A Clergyman’s Daughter is the story of a girl whose work and untiring dedication is taken for granted, who has a bit of a mental-breakdown episode and runs away from home. I remember feeling intense worry from the creepiness of a male character in the story, but damn was he charming and grew on me, although he REALLY shouldn’t have. I was struck by how well Orson Welles wrote a female character–I am VERY picky on this subject as we are usually cast as dolls to be moved around for reasons entirely unconnected to our hazy, undefined inner beings. He did well. I liked this girl and I felt for her. I cared what happened to her and believe she was a person, although the book seems deceptively simple, it actually is quite literary, if literary means that she made a decision at the end which I STILL wonder about. Because it’s not made clear, or wrapped up with a moral, as you would rather expect from the type of plot it is or the way it is written.
All in all, I was glad to have read it, but it may have contributed to curing me from the desire to find forgotten things just to make a point of it.  I mean, Orson Welles wrote about twenty novels I think, before hitting it out of the park with Animal Farm (I still can’t remember if I read it in High School or just had the choice to read and think I have read it because it’s such a part of our Zeitgeist now);  but the fact remains that I’m not exactly running to chase his other works down.
I’m glad I’m cured of needing to read things that are never read now—sometimes there’s a reason, although not necessarily, in the case if this book. Now I am again free to better connect with what my taste actually is. Still, I’m glad I read this because of the experience of utter absorption I had in my old room that day, and because, let’s face it, I’m not doing great on my book-a-month plan. I remain stalled in April in my Mandatory Virginia Woolf book, and I am throwing Villette (June) in the trash where it belongs. I needed a win.

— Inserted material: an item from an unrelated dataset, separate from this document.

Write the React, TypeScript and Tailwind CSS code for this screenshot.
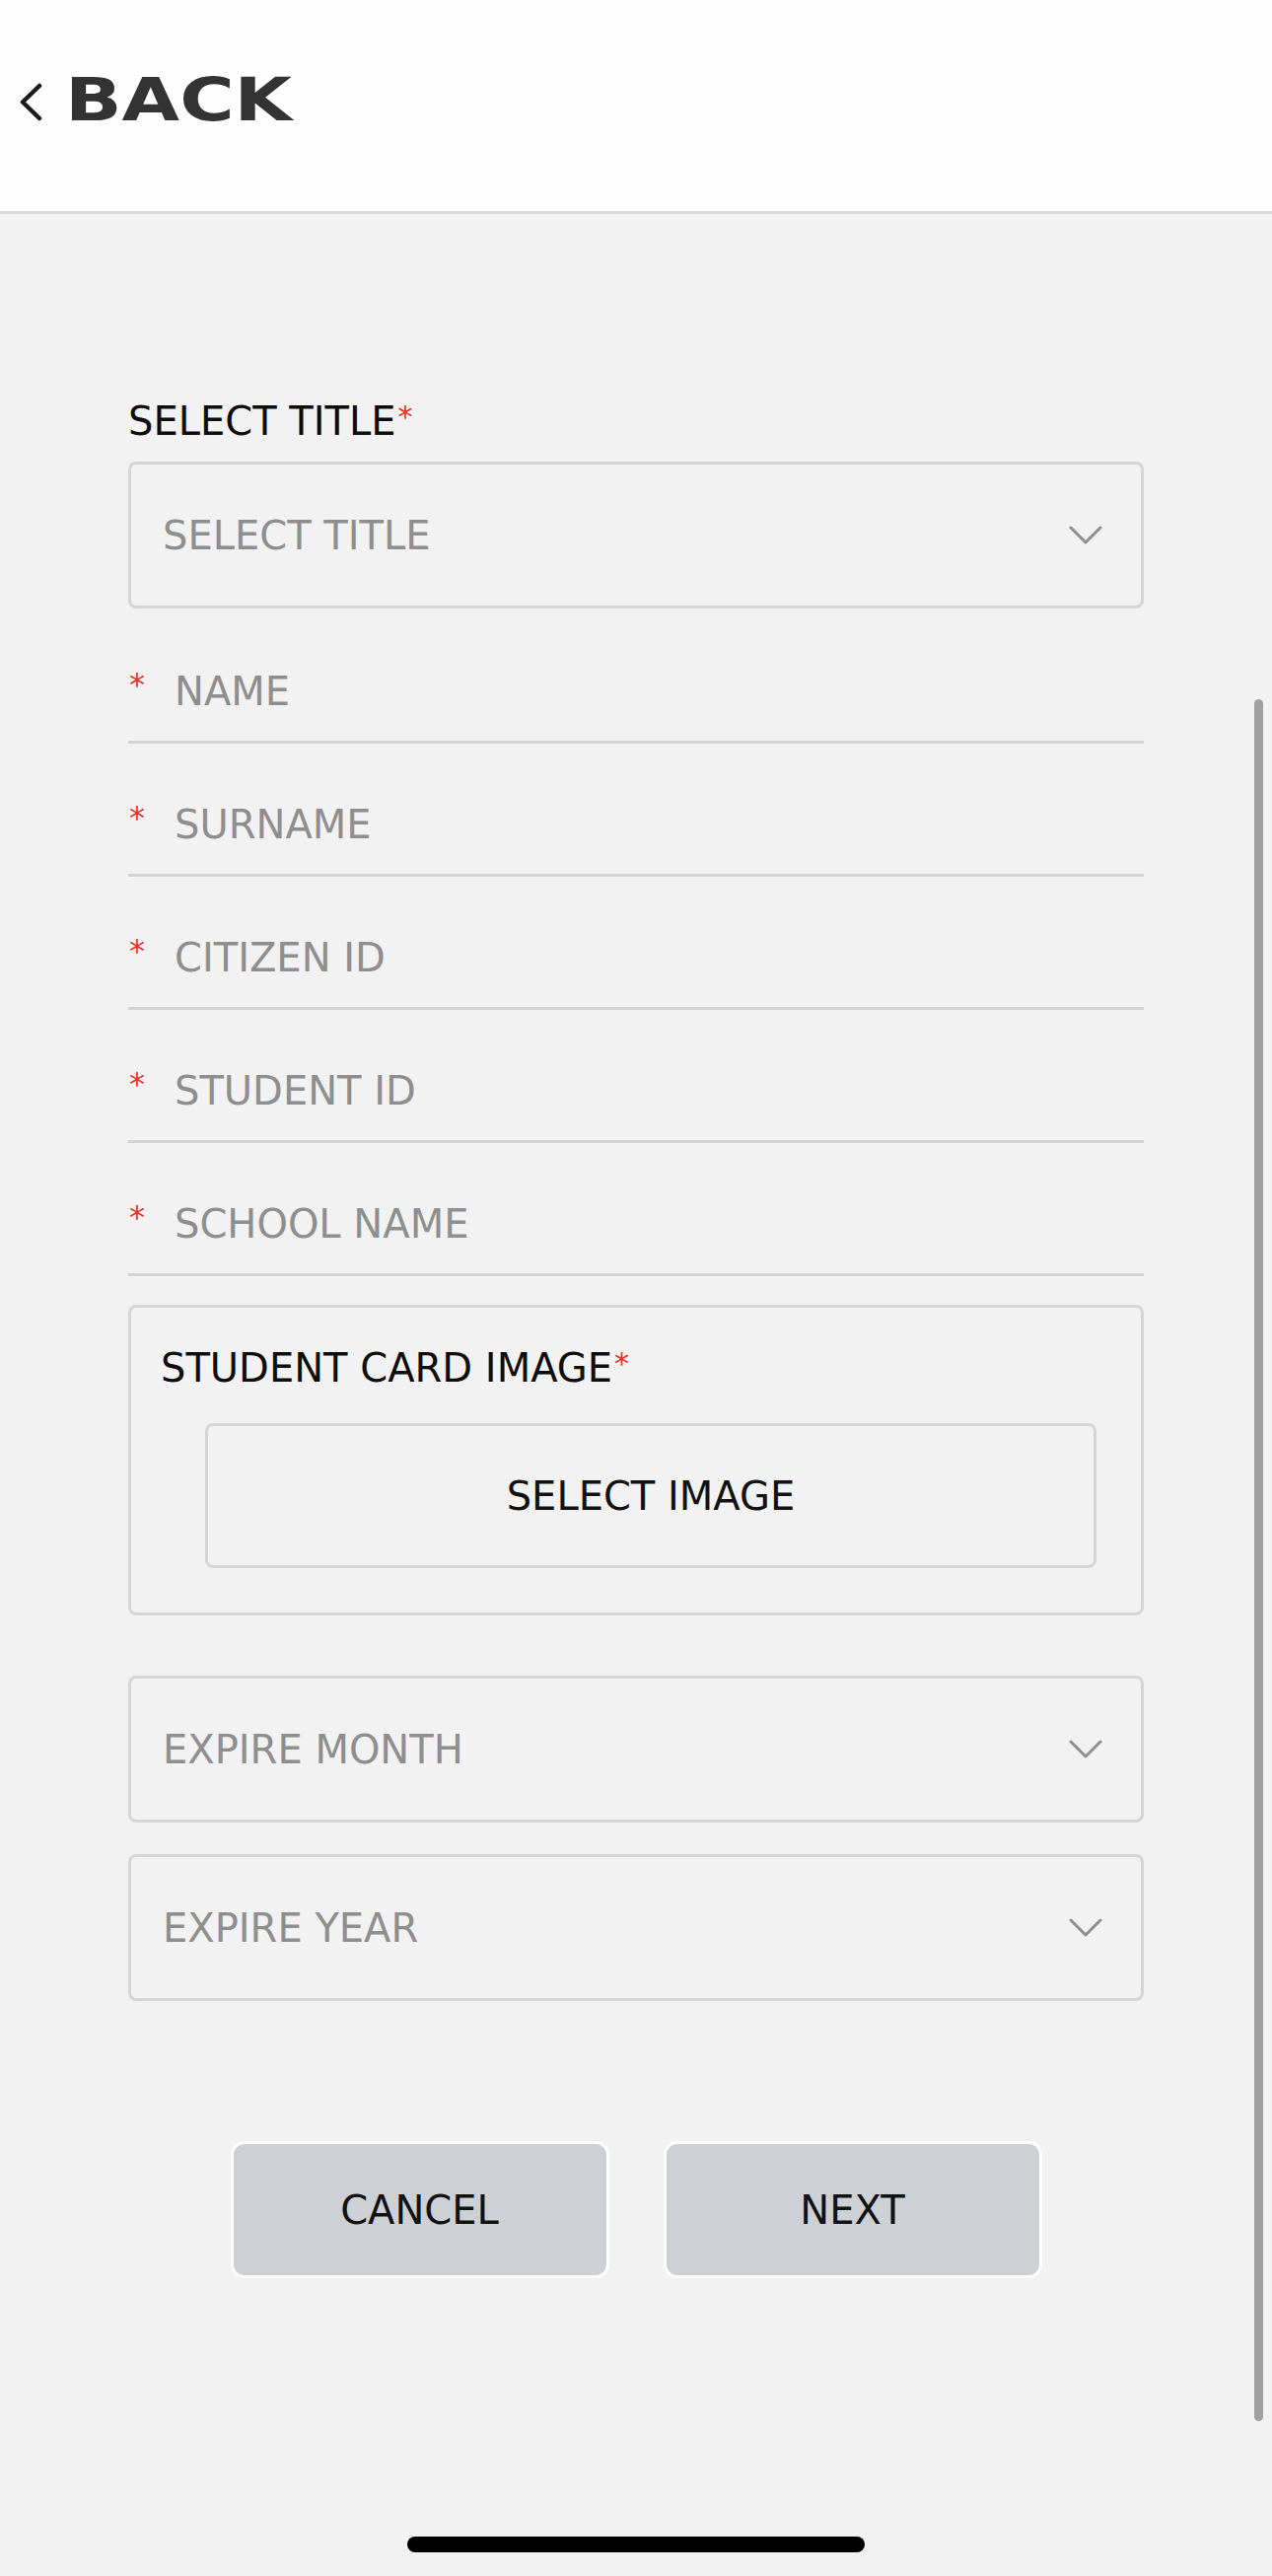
import React from 'react';

const font = { fontFamily: '"DejaVu Sans", "Noto Sans", sans-serif' };

function Chevron() {
    return (
        <svg width="34" height="20" viewBox="0 0 34 20" fill="none" className="shrink-0">
            <polyline points="2,2 17,17 32,2" stroke="#8e8e8e" strokeWidth="3" strokeLinecap="round" strokeLinejoin="round" />
        </svg>
    );
}

function SelectBox({ label }: { label: string }) {
    return (
        <div className="flex h-[149px] items-center justify-between rounded-[8px] border-[3px] border-[#d5d5d5] pl-[32px] pr-[39px]">
            <span className="text-[40px] leading-[48px] text-[#8e8e8e]">{label}</span>
            <Chevron />
        </div>
    );
}

function TextField({ label }: { label: string }) {
    return (
        <div className="mt-[26px] flex h-[109px] items-center border-b-[3px] border-[#d3d3d3] pt-[6px] first-of-type:mt-[28px]">
            <span className="w-[47px] shrink-0 -translate-y-[7px] pl-[1px] text-[32px] leading-none text-[#e3342b]">*</span>
            <span className="text-[40px] leading-[48px] text-[#8e8e8e]">{label}</span>
        </div>
    );
}

function Required() {
    return <span className="relative -top-[8px] ml-[2px] text-[30px] leading-none text-[#e3342b]">*</span>;
}

export default function App() {
    const fields = ['NAME', 'SURNAME', 'CITIZEN ID', 'STUDENT ID', 'SCHOOL NAME'];

    return (
        <div className="relative h-[2612px] w-[1290px] overflow-hidden bg-[#f2f2f2]" style={font}>
            {/* header */}
            <div className="flex h-[217px] border-b-[3px] border-[#d9d9d9] bg-[#fefefe] pl-[20px]">
                <svg width="24" height="40" viewBox="0 0 24 40" fill="none" className="mt-[84px] shrink-0">
                    <polyline points="20,3 3,19.5 20,36" stroke="#1a1a1a" strokeWidth="4.5" strokeLinecap="round" strokeLinejoin="round" />
                </svg>
                <span className="mt-[71px] ml-[22px] h-[60px] origin-left scale-x-[1.26] text-[60px] font-bold leading-[60px] text-[#333333]">
                    BACK
                </span>
            </div>

            <div className="px-[130px]">
                <div className="mt-[186px] h-[48px] text-[40px] leading-[48px] text-[#0d0d0d]">
                    SELECT TITLE<Required />
                </div>
                <div className="mt-[17px]">
                    <SelectBox label="SELECT TITLE" />
                </div>

                <div>
                    {fields.map(f => (
                        <TextField key={f} label={f} />
                    ))}
                </div>

                <div className="mt-[29px] h-[315px] rounded-[8px] border-[3px] border-[#d5d5d5] pl-[30px] pr-[30px] pt-[37px]">
                    <div className="h-[48px] text-[40px] leading-[48px] text-[#0d0d0d]">
                        STUDENT CARD IMAGE<Required />
                    </div>
                    <div className="ml-[45px] mr-[15px] mt-[32px] flex h-[147px] items-center justify-center rounded-[8px] border-[3px] border-[#d5d5d5]">
                        <span className="text-[40px] leading-[48px] text-[#111111]">SELECT IMAGE</span>
                    </div>
                </div>

                <div className="mt-[61px]">
                    <SelectBox label="EXPIRE MONTH" />
                </div>
                <div className="mt-[32px]">
                    <SelectBox label="EXPIRE YEAR" />
                </div>

                <div className="mt-[142px] flex justify-center gap-[55px]">
                    <button className="flex h-[139px] w-[384px] items-center justify-center rounded-[14px] border-[3px] border-white bg-[#cdd0d5] text-[40px] text-[#111111]">
                        CANCEL
                    </button>
                    <button className="flex h-[139px] w-[384px] items-center justify-center rounded-[14px] border-[3px] border-white bg-[#cdd0d5] text-[40px] text-[#111111]">
                        NEXT
                    </button>
                </div>
            </div>

            {/* scrollbar */}
            <div className="absolute left-[1272px] top-[709px] h-[1746px] w-[9px] rounded-full bg-[#a0a0a0]" />
            {/* home indicator */}
            <div className="absolute left-[413px] top-[2572px] h-[16px] w-[464px] rounded-full bg-black" />
        </div>
    );
}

What is interesting to me mainly about this book is the setting, the “shabby-genteel” in-between world of the clergy, which by the beginning of the 20th centre was on the course of dying a slow death. And yet it wasn’t always so, of course! This year I tried to read the Warden, in order to climb into the Barsetshire Chronicles, but I found it to be impossibly boring, deathly even on audibook, and so I have settled on watching the miniseries made out of all seven books, available on youtube thank goodness. A Warden, was a type of churchman who raked in 800 pounds (in the 1870s) a year for basically doing what he liked, perhaps giving one sermon a week (it isn’t clear to me if the Warden of the novel was actually obliged to preach) and for saying a few kind words to old men living in a rest-home, whenever he met them. I checked and 800 pounds in 1880 when the book was published would be over 100,000  euros a year now. Sounds great.

This cause me to remember Bill Bryson’s description in his book At Home of the strange flowering of the Anglican priestly class in England, which led to a large number of well-educated men who didn’t have to work, (or hardly at all, think about the expectations Edward in Mansfield Park entertains, in all seriousness he vows to take his future ministerial duties seriously, he vows always to preach his own sermons). These were hardly onerous posts. It’s not surprising the public got tired of this, as skepticism grew. But in their heyday, Clergymen were freed to write, invent things, raise large families or think about their dinner all day–whatever they felt like. It’s a weird situation, and the church was obsfucatingly complex, with a hierarchy of curates, wardens, elders, almoners, etc (I don’t really know, I’m just saying words) and now, in whst is probanly a good thing, or just a sign of the times, this system has mostly rotted away.

But you meet the branches and twigs of this system scattered through literature, the such as the titular Daughter of this book (set in about 1920), and the children of a clergymen in Virginia Woolf’s novel Night and Day (set in about 1915); all of these are offshoots of quasi-upper middle class clerical families with rambling old houses that their dads’ got for free, and a difficult to define social status which required the boys to go through Oxford or Cambridge and often allowed the girls of such families an education. I suppose all traces of this shabby-genteel world, which was fading from about the time of The Warden through the 1920s-30s died during the Second World War. I don’t want to know about the system itself necessarily, but I would like to see if there are any books about the best outcomes of this obsolete caste, the books, and inventions—I reserve judgement on The Diary of a Country Parson, that tale of gluttony— as to whether it will embody the best side effects of the system, or evidence of its worst waste. Curious.